Work to be completed
Read the listing below and copy out every line that holds "full".

Begin

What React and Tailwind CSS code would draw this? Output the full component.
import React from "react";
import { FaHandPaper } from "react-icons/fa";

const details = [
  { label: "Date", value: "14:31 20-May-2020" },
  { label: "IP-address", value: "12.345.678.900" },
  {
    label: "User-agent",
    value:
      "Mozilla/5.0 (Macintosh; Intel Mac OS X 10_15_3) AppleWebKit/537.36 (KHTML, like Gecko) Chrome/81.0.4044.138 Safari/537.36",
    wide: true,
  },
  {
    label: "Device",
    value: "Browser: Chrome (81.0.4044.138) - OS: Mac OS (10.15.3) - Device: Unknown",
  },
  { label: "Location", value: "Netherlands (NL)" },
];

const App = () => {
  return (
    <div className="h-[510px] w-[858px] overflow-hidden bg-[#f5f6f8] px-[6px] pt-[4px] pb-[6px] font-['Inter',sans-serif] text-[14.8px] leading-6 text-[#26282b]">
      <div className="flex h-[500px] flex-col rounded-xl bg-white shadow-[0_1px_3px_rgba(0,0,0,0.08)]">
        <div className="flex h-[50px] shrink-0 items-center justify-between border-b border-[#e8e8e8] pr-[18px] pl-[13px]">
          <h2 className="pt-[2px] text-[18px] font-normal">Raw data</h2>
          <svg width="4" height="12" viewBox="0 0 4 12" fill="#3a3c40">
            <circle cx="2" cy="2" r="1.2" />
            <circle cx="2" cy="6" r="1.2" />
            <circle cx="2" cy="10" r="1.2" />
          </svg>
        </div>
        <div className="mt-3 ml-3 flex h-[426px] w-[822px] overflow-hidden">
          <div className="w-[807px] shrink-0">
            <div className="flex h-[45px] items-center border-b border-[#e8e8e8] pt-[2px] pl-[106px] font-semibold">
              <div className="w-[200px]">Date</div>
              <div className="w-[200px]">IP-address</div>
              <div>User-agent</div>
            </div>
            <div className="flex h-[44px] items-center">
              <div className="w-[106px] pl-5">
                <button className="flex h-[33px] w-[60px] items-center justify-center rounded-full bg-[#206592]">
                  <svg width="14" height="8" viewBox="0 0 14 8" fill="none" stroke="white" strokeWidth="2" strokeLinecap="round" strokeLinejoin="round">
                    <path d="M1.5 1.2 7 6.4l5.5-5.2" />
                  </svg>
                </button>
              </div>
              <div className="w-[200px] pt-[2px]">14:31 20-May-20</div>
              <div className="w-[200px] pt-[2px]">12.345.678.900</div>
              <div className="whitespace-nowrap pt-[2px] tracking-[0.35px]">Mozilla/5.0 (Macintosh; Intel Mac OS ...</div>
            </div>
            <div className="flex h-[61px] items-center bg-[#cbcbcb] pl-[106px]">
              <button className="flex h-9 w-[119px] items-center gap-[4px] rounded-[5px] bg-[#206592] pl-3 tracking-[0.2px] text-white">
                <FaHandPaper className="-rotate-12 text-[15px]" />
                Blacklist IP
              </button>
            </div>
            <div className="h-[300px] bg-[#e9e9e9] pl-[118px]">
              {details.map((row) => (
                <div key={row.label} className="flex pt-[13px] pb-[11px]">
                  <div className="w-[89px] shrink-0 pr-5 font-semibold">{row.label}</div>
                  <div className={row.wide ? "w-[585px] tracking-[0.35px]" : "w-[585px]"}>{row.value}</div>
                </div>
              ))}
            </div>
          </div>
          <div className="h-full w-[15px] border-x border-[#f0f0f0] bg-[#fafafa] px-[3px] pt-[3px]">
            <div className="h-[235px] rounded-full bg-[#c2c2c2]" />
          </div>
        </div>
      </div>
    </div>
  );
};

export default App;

End

Task output
What React and Tailwind CSS code would draw this? Output the full component.
                <button className="flex h-[33px] w-[60px] items-center justify-center rounded-full bg-[#206592]">
          <div className="h-full w-[15px] border-x border-[#f0f0f0] bg-[#fafafa] px-[3px] pt-[3px]">
            <div className="h-[235px] rounded-full bg-[#c2c2c2]" />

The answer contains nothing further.